In a curious way, your posts have me thinking of birth. Perhaps also because of an impending 'new year'?

Que jamais la voix de l'enfant en lui ne se taise, qu'elle tombe comme un don du ciel offrant aux mots desséchés l'éclat de son rire, le sel de ses larmes, sa toute-puissante sauvagerie.

(Louis-René Des Forêts, Ostinato)

Happy New Year!

roger said...

Amie, I am not sure why philosophers say so little about birth, since Socrates, father of them all, claimed to be a sort of midwife. But I suspect it is because there is so little merit in birth. Though I manfully shouldered my way down my mother’s vaginal canal and made it to this world of light and darkness, nobody gives me credit for this. On the other hand, there are certainly births in which the babe can be praised – for instance, Gargantua’s birth – or was it Pantagruel who moved around so much?
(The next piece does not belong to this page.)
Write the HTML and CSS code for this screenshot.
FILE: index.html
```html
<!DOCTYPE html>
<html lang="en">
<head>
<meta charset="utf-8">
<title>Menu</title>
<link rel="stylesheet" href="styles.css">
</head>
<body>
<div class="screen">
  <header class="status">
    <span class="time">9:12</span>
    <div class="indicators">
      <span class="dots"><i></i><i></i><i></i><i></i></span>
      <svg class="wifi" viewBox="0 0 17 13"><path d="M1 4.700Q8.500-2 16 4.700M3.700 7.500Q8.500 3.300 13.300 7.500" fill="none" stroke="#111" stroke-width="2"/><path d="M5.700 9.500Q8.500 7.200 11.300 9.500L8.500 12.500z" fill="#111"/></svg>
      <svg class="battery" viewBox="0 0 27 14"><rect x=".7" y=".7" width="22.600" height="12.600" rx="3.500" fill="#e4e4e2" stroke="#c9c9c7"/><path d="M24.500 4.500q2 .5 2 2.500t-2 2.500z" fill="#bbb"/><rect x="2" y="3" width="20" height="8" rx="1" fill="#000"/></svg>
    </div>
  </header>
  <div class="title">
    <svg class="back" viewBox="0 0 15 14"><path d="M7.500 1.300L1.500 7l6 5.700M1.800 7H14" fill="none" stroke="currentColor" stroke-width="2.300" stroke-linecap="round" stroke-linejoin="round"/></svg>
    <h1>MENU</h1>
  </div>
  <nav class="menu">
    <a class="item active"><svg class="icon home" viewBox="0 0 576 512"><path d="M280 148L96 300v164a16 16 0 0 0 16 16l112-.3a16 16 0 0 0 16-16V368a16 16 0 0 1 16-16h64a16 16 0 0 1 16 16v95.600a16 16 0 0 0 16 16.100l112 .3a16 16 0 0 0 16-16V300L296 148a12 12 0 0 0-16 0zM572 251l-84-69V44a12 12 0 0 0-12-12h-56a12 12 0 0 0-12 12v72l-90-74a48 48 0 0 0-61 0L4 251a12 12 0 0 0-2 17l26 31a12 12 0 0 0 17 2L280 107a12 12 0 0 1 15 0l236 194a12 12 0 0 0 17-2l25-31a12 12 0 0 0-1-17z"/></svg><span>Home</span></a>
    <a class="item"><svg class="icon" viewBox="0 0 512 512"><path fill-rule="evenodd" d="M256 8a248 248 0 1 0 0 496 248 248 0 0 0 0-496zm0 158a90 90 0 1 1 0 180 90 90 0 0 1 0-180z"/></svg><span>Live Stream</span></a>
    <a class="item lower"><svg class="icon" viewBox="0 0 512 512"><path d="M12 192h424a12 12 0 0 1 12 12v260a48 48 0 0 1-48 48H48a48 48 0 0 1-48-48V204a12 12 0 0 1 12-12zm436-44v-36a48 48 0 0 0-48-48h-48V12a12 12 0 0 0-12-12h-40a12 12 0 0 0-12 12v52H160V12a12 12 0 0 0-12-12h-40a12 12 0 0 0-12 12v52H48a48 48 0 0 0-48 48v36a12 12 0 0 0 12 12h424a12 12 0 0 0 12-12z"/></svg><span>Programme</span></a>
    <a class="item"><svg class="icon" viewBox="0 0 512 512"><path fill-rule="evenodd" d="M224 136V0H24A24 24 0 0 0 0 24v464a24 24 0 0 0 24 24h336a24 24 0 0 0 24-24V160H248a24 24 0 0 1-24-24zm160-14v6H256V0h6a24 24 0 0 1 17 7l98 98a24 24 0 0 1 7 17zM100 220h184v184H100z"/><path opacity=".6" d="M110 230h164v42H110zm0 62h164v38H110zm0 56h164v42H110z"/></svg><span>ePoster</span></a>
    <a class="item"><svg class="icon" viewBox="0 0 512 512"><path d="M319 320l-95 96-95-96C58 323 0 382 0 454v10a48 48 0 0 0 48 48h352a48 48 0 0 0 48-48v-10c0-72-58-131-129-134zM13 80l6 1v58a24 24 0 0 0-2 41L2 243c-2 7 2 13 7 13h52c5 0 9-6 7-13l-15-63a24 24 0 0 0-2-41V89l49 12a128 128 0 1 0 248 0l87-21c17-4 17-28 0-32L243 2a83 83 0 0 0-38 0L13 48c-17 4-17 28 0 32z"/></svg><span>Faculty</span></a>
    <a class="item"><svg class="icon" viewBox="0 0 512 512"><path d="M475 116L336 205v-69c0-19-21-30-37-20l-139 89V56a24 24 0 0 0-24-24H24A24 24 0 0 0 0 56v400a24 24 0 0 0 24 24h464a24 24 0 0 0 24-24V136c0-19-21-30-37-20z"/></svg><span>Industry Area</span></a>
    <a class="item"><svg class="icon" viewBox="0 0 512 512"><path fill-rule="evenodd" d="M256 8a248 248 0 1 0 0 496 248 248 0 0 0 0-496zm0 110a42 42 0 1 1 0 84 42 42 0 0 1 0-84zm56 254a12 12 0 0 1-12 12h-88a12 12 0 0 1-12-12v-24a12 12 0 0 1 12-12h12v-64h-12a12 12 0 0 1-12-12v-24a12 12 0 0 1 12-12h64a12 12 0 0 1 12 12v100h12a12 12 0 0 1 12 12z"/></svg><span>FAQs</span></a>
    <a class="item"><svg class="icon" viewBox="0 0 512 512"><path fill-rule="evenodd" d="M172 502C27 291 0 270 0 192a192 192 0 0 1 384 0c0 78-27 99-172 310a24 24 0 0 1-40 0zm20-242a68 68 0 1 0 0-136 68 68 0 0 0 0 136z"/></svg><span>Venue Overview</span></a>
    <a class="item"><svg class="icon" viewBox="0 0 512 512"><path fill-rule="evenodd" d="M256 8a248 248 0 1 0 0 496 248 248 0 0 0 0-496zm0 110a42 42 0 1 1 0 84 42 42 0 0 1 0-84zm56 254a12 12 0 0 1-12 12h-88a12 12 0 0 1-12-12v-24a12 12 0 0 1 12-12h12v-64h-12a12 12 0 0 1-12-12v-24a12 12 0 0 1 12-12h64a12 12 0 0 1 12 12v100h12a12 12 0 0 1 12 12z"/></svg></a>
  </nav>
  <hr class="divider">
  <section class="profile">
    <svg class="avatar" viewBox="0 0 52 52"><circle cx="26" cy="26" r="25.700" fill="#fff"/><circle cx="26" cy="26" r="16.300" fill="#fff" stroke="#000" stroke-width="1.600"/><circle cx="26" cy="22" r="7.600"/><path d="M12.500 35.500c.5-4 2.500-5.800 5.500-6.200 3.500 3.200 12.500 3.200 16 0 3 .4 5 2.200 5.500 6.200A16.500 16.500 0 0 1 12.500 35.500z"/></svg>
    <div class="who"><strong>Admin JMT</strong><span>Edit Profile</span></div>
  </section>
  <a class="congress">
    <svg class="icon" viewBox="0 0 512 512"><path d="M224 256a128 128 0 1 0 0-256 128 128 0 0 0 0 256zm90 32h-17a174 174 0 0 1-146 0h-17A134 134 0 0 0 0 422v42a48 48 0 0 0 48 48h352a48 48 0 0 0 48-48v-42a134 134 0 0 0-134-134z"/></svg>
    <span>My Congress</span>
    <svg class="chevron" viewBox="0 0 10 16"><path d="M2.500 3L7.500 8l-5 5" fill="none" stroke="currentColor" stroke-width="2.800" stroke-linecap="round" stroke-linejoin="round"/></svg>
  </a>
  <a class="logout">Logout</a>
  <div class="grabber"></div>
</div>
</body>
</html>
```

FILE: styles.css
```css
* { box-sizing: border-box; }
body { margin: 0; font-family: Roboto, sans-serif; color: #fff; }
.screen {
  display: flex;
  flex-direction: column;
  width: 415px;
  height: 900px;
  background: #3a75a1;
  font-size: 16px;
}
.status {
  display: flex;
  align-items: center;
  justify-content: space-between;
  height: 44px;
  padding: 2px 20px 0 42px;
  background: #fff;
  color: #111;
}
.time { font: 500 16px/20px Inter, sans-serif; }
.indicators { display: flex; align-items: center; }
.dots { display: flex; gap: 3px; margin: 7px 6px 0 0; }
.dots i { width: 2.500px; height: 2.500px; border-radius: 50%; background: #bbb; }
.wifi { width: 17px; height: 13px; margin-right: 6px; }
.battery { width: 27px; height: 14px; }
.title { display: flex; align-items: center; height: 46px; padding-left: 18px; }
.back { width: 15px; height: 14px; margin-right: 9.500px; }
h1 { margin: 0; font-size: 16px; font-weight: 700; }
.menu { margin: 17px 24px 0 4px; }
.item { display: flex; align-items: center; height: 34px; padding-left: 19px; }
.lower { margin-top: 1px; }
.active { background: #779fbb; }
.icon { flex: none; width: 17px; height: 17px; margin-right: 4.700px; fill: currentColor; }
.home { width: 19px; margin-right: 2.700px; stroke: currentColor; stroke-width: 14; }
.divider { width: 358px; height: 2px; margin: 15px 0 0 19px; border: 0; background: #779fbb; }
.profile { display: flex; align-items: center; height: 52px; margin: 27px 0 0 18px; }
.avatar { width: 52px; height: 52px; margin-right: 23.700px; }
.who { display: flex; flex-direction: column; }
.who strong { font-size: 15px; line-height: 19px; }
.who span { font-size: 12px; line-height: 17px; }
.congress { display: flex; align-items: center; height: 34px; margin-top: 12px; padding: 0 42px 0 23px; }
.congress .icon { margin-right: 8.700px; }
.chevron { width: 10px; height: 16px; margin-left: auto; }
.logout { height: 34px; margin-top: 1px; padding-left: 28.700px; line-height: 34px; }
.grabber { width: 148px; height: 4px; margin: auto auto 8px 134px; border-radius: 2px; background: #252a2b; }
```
There’s a phrase of Bakhtin’s:

“And all carnivalistic symbols are of such a sort: they always include within themselves a perspective of negation (death) or vice vesa. Birth is fraught with death, and death with new birth.”

Well, LI and the mystery Russian are as blood brothers on this issue. I emphasize that the living generation has a moral obligation to envision itself as potentially dead in order that the generation after it enjoy life more abundantly, on a planet in which life is to be enjoyed abundantly, as far as I can tell. This is a birth-friendly perspective, as you would expect from the negation of the negation, or the witch’s instance, that gives rise to it – witches being recruited from sage women, I believe. The death that the living imagine is fraught with the births that succeed it, one generation after another. Now, I’m not going to start whistling a happy fucking song here and pass out cigars, but you get the drift that underneath all the crow’s cawing there’s a fundamental optimism, connecting LI, Tom Paine, and you, and all the merry Gentlemen god ever rested, and Little Tommie Cratchett too, bless his bleeding crutches!

PS - I have only read a little Des Forets, but should read a lot more - even though he didn't write a lot more. Tell me what else, besides that novel about the chatterbox.